- Born: Calista Vinton September 1841 Burma
- Died: July 1924 (aged 82) Brooklyn, New York
- Occupations: Baptist missionary, physician
- Parent(s): Justus Vinton, Calista Vinton
- Relatives: Gordon Seagrave (grand-nephew)

= Calista V. Luther =

American missionary

Calista Vinton Luther (September 1841 – July 1924) was an American missionary and medical doctor, born in Burma (Myanmar). She was a physician after completing her medical degree in 1885, and ran a small sanitarium in New Jersey.

== Early life ==
Calista Vinton was born in Burma, the daughter of American Baptist missionaries Justus Vinton and Calista Vinton. Her parents had been working in Burma for seven years when she was born. She was educated at Suffield Academy in Connecticut from 1854 to 1858.

== Career ==
From 1864 to 1872, she and her husband continued her parents' work and ran the Kemmerdine Mission school and clinic in Kyimyintaing, three miles from Rangoon (Yangon). Calista Luther wrote an algebra textbook in the Karen language.
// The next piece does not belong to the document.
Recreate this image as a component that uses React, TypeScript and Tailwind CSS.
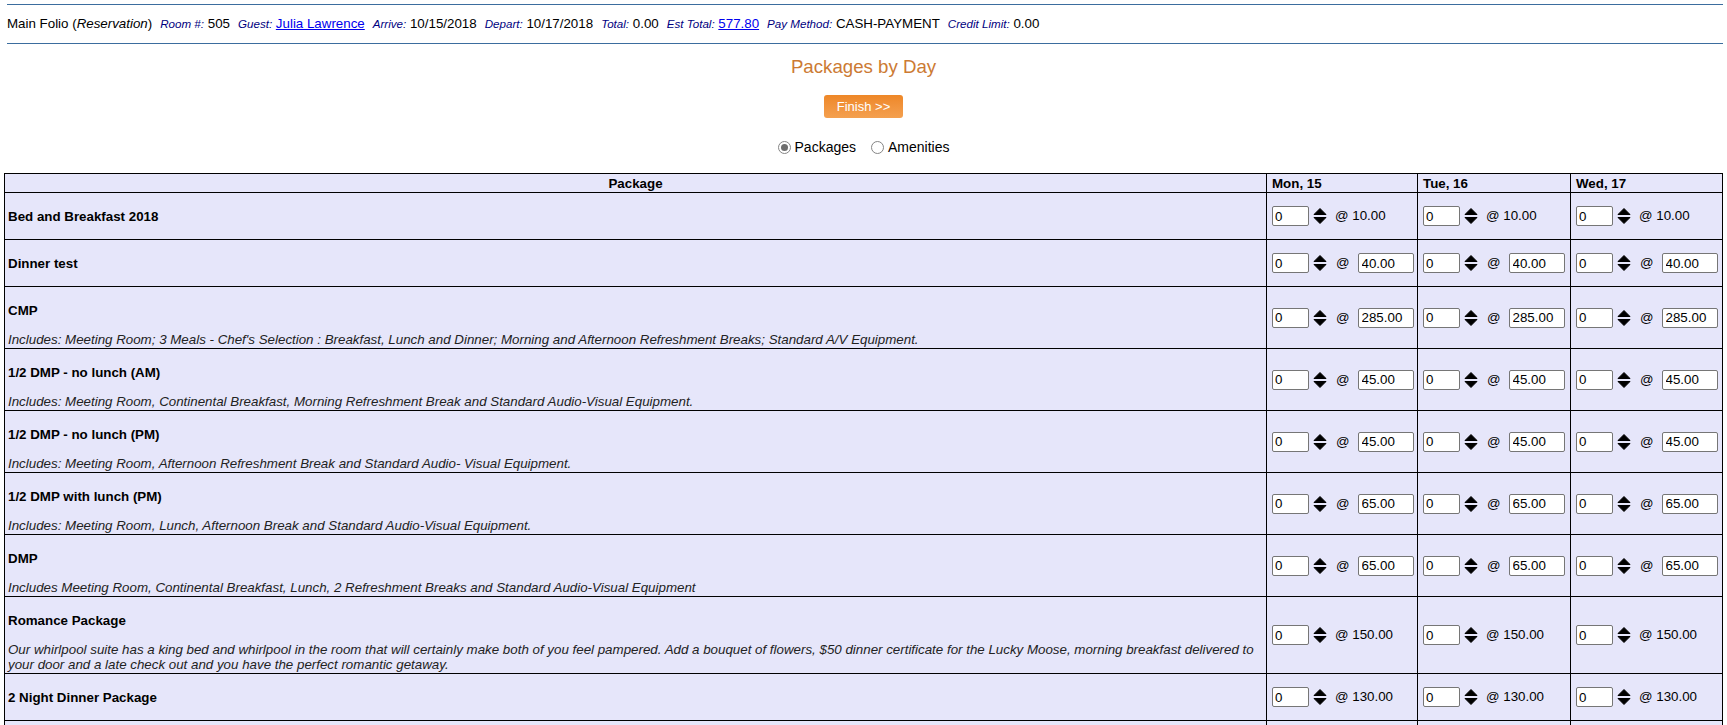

Rev. Luther's health suffered, and they moved to the United States. In Philadelphia, Calista V. Luther trained as a physician at the Woman's Medical College of Pennsylvania, graduating in 1885, and practiced in that city. She, Marie K. Formad, and two other women doctors ran an evening dispensary for working women to receive medical care and advice at a convenient time. She ran a small summer sanitarium for women in South Orange, New Jersey and Old Saybrook, Connecticut. She spoke on women's medical education, and modern treatments for insanity. Among her patients was Viscountess de Suzannet, the former Margaret Knower. Luther retired from medical work in 1917.

Luther wrote a biography of her parents, The Vintons and the Karens (1880). She also contributed a chapter on Karen children to Child Life in Many Lands (1903). She was president of the Woman's Baptist Foreign Mission Society in Newark, New Jersey, and of the Alumnae Association of the Woman's Medical College of Pennsylvania. In 1903, she spoke at the annual meeting of the New Jersey Woman Suffrage Association.

== Personal life ==
In 1864, Calista Vinton married a fellow missionary, Robert Morris Luther, an ordained minister trained at Princeton Theological Seminary. They had two daughters, Edith and Agnes, both born in Burma. Calista Vinton Luther was widowed in 1903 and died in July 1924, in Brooklyn. Her brother's grandson was surgeon Gordon Seagrave. Gordon Seagrave was the father of historian Sterling Vinton Seagrave, and grandfather of actress Jocelyn Seagrave.